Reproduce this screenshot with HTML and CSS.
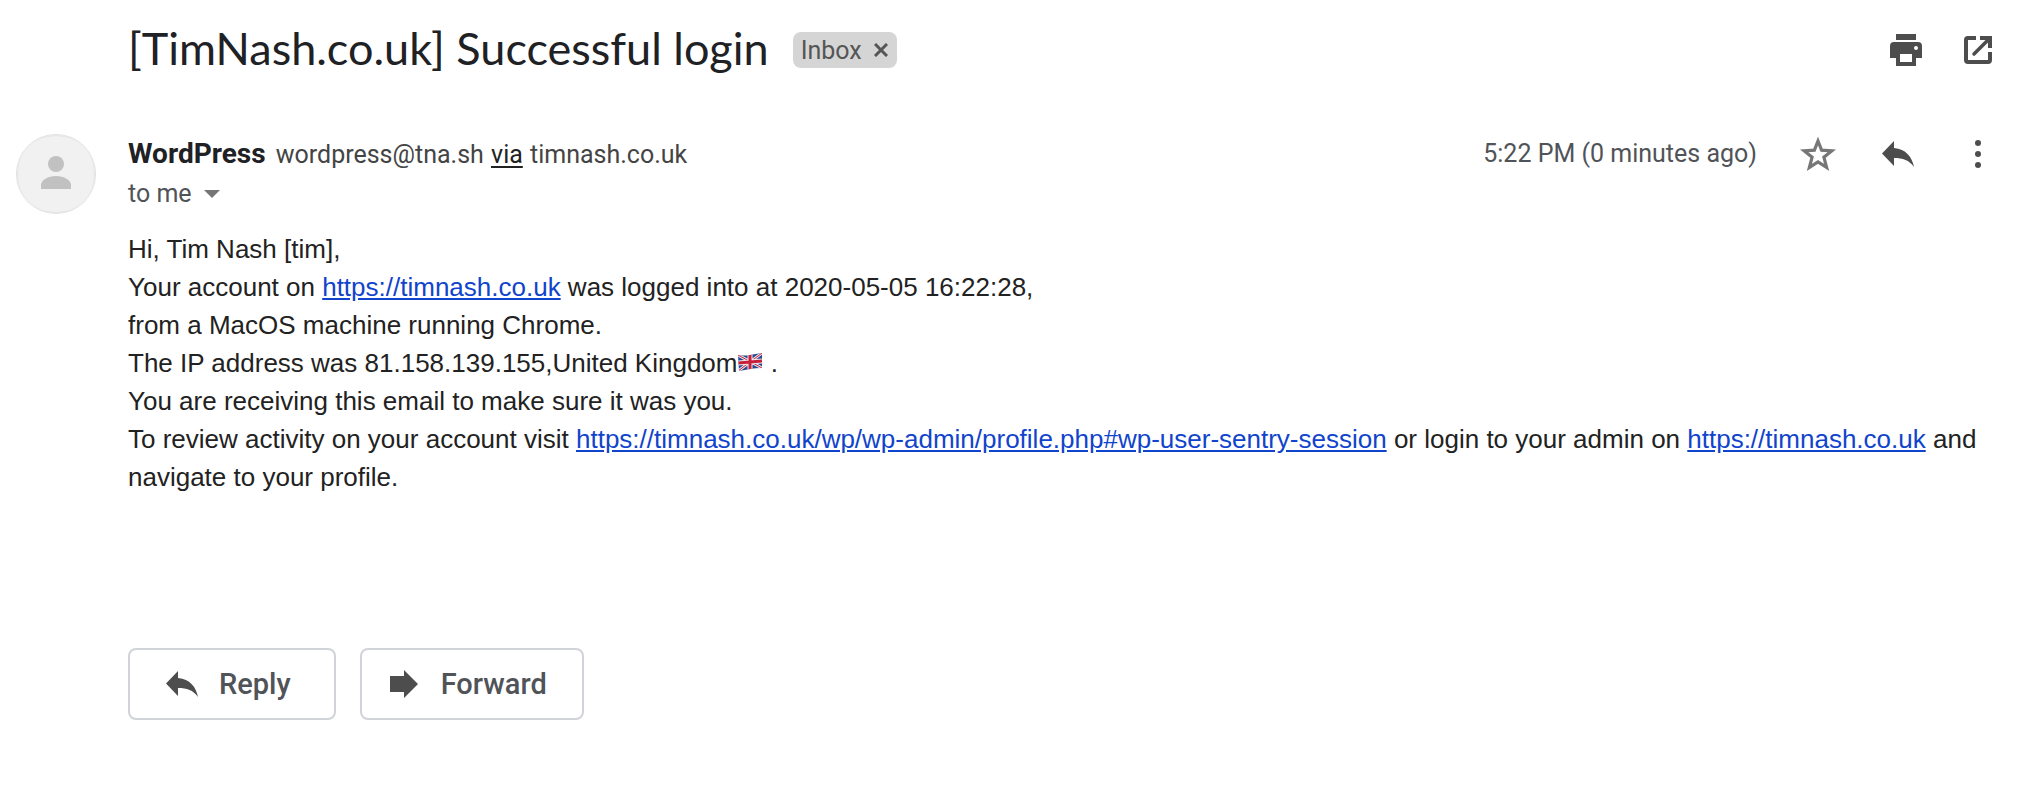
FILE: index.html
```html
<!DOCTYPE html>
<html lang="en">
<head>
<meta charset="utf-8">
<meta name="viewport" content="width=device-width, initial-scale=1">
<title>[TimNash.co.uk] Successful login</title>
<link rel="stylesheet" href="styles.css">
</head>
<body>
<main class="mail">
  <header class="subject-bar">
    <h1 class="subject">[TimNash.co.uk] Successful login</h1>
    <span class="chip">Inbox
      <button class="chip-close" type="button" aria-label="Remove Inbox label">
        <svg width="14" height="14" viewBox="0 0 14 14"><path d="M1 1l12 12M13 1L1 13" stroke="#555" stroke-width="3" fill="none"/></svg>
      </button>
    </span>
    <div class="tools">
      <button class="icon-button" type="button" aria-label="Print all">
        <svg width="32" height="32" viewBox="0 0 32 32"><path fill="#4d4d4d" fill-rule="evenodd" d="M6 0h20v6H6zM4 8h24a4 4 0 0 1 4 4v12h-6v8H6v-8H0V12a4 4 0 0 1 4-4zm6 12v8h12v-8zm16-8a2 2 0 1 0 0 4 2 2 0 0 0 0-4z"/></svg>
      </button>
      <button class="icon-button" type="button" aria-label="In new window">
        <svg width="28" height="28" viewBox="0 0 28 28"><path fill="none" stroke="#4d4d4d" stroke-width="4" d="M12 2H4a2 2 0 0 0-2 2v20a2 2 0 0 0 2 2h20a2 2 0 0 0 2-2v-8"/><path fill="none" stroke="#4d4d4d" stroke-width="3.500" stroke-linecap="round" d="M10 18L25 3"/><path fill="#4d4d4d" d="M16 0h12v12h-4V4h-8z"/></svg>
      </button>
    </div>
  </header>
  <article class="message">
    <svg class="avatar" viewBox="0 0 80 80" role="img" aria-label="WordPress"><circle cx="40" cy="40" r="40" fill="#dedede"/><path fill="#f1f1f1" d="M15 9Q26 2 40 2t25 7l6 6q7 9 7 25t-7 25l-6 6q-11 7-25 7t-25-7l-6-6Q2 56 2 40t7-25z"/><circle cx="40" cy="40" r="39" fill="none" stroke="#ebebeb"/><circle cx="40" cy="30" r="8" fill="#c1c1c1"/><path fill="#c1c1c1" d="M25 55v-4c0-5 7-9 15-9s15 4 15 9v4z"/></svg>
    <div class="content">
      <div class="meta">
        <p class="sender"><strong class="name">WordPress</strong> wordpress@tna.sh <a class="via" href="#via">via</a> timnash.co.uk</p>
        <span class="time">5:22 PM (0 minutes ago)</span>
        <button class="icon-button star" type="button" aria-label="Star">
          <svg width="36" height="34" viewBox="0 0 36 34"><path fill="none" stroke="#777" stroke-width="3.200" d="M18 4l3.600 9.200 10.200.7-7.900 6.300 2.700 10.200L18 24.800l-8.600 5.600 2.700-10.200-7.900-6.300 10.200-.7z"/></svg>
        </button>
        <button class="icon-button" type="button" aria-label="Reply">
          <svg width="32" height="26" viewBox="0 0 32 26"><path fill="#4d4d4d" d="M12 7V0L0 12.500 12 25v-8c9 0 15 2 20 9C30 16 24 8 12 7z"/></svg>
        </button>
        <button class="icon-button more" type="button" aria-label="More">
          <svg width="6" height="28" viewBox="0 0 6 28"><g fill="#4d4d4d"><circle cx="3" cy="3" r="3"/><circle cx="3" cy="14" r="3"/><circle cx="3" cy="25" r="3"/></g></svg>
        </button>
      </div>
      <div class="recipient">to me
        <button class="details" type="button" aria-label="Show details">
          <svg width="16" height="8" viewBox="0 0 16 8"><path fill="#757575" d="M0 0h16L8 8z"/></svg>
        </button>
      </div>
      <div class="body">
        <p>Hi, Tim Nash [tim],</p>
        <p>Your account on <a href="https://timnash.co.uk">https://timnash.co.uk</a> was logged into at 2020-05-05 16:22:28,</p>
        <p>from a MacOS machine running Chrome.</p>
        <p>The IP address was 81.158.139.155,United Kingdom<svg class="flag" viewBox="0 0 24 18" role="img" aria-label="United Kingdom flag"><defs><clipPath id="wave"><path d="M0 2q7 1 12 0t12-2v15q-7 0-12 1T1 18z"/></clipPath></defs><g clip-path="url(#wave)"><path fill="#29458e" d="M0 0h24v18H0z"/><path stroke="#e6dfe8" stroke-width="3" d="M0 2l24 13M24 0L0 18"/><path stroke="#c8283f" stroke-width="1" d="M0 2l24 13M24 0L0 18"/><path stroke="#f0e9ef" stroke-width="5" d="M12 0v18M0 10l24-2"/><path stroke="#c8203a" stroke-width="3" d="M12 0v18M0 10l24-2"/></g></svg> .</p>
        <p>You are receiving this email to make sure it was you.</p>
        <p>To review activity on your account visit <a href="https://timnash.co.uk/wp/wp-admin/profile.php#wp-user-sentry-session">https://timnash.co.uk/wp/wp-admin/profile.php#wp-user-sentry-session</a> or login to your admin on <a href="https://timnash.co.uk">https://timnash.co.uk</a> and navigate to your profile.</p>
      </div>
      <div class="actions">
        <button class="action reply" type="button">
          <svg width="32" height="26" viewBox="0 0 32 26"><path fill="#4d4d4d" d="M12 7V0L0 12.500 12 25v-8c9 0 15 2 20 9C30 16 24 8 12 7z"/></svg>
          Reply
        </button>
        <button class="action forward" type="button">
          <svg width="28" height="28" viewBox="0 0 28 28"><path fill="#4d4d4d" d="M0 6h14V0l14 14-14 14v-6H0z"/></svg>
          Forward
        </button>
      </div>
    </div>
  </article>
</main>
</body>
</html>
```
FILE: styles.css
```css
* {
  box-sizing: border-box;
}

body {
  margin: 0;
  background: #fff;
  color: #202124;
  font-family: Roboto, "Liberation Sans", sans-serif;
}

h1,
p {
  margin: 0;
}

button {
  padding: 0;
  border: 0;
  background: none;
  color: inherit;
  font: inherit;
  cursor: pointer;
}

svg {
  display: block;
  flex: none;
}

.mail {
  padding: 20px 24px 24px 16px;
}

.subject-bar {
  display: flex;
  align-items: center;
  gap: 24px;
  min-height: 60px;
  padding-left: 112px;
}

.subject {
  padding-bottom: 4px;
  font-family: Lato, Roboto, sans-serif;
  font-size: 45px;
  font-weight: 400;
  line-height: 56px;
}

.chip {
  display: flex;
  align-items: center;
  gap: 12px;
  height: 36px;
  padding: 0 9px 0 8px;
  border-radius: 8px;
  background: #d5d5d5;
  color: #555;
  font-size: 25px;
}

.tools {
  display: flex;
  align-items: center;
  gap: 42px;
  margin-left: auto;
  padding-right: 2px;
}

.message {
  display: flex;
  align-items: flex-start;
  gap: 32px;
  padding-top: 54px;
}

.avatar {
  width: 80px;
  height: 80px;
}

.content {
  flex: 1;
  min-width: 0;
}

.meta {
  display: flex;
  align-items: center;
  min-height: 40px;
}

.sender,
.time {
  color: #444;
  font-size: 25px;
  line-height: 38px;
}

.sender {
  flex: 1;
}

.name {
  margin-right: 4px;
  color: #202124;
  font-size: 28px;
}

.via {
  margin: 0 1px;
  color: #222;
  text-underline-offset: 3px;
}

.time {
  margin-right: 43px;
  color: #505357;
}

.star {
  margin-right: 46px;
}

.more {
  margin-left: 61px;
  padding-right: 13px;
}

.recipient {
  display: flex;
  align-items: center;
  gap: 12px;
  color: #505357;
  font-size: 25px;
  line-height: 40px;
}

.body {
  padding-top: 16px;
  color: #222;
  font-family: "Liberation Sans", Arial, sans-serif;
  font-size: 26px;
  line-height: 38px;
}

.body a {
  color: #1144cc;
}

.flag {
  display: inline-block;
  width: 24px;
  height: 18px;
  margin: 0 1px;
  vertical-align: 1px;
}

.actions {
  display: flex;
  gap: 24px;
  padding-top: 152px;
}

.action {
  display: flex;
  align-items: center;
  height: 72px;
  border: 2px solid #d0d3d8;
  border-radius: 8px;
  color: #505357;
  font-size: 29px;
  font-weight: 500;
}

.reply {
  gap: 21px;
  padding: 0 43px 0 36px;
}

.forward {
  gap: 23px;
  padding: 0 35px 0 28px;
}
```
☆ ☆ ☆ ☆ ☆ ☆ ☆
▶ [PROMPT] Write out each line of the data that holds the string "this".

▶ [THE ANSWER]
Reproduce this screenshot with HTML and CSS.
        <p>You are receiving this email to make sure it was you.</p>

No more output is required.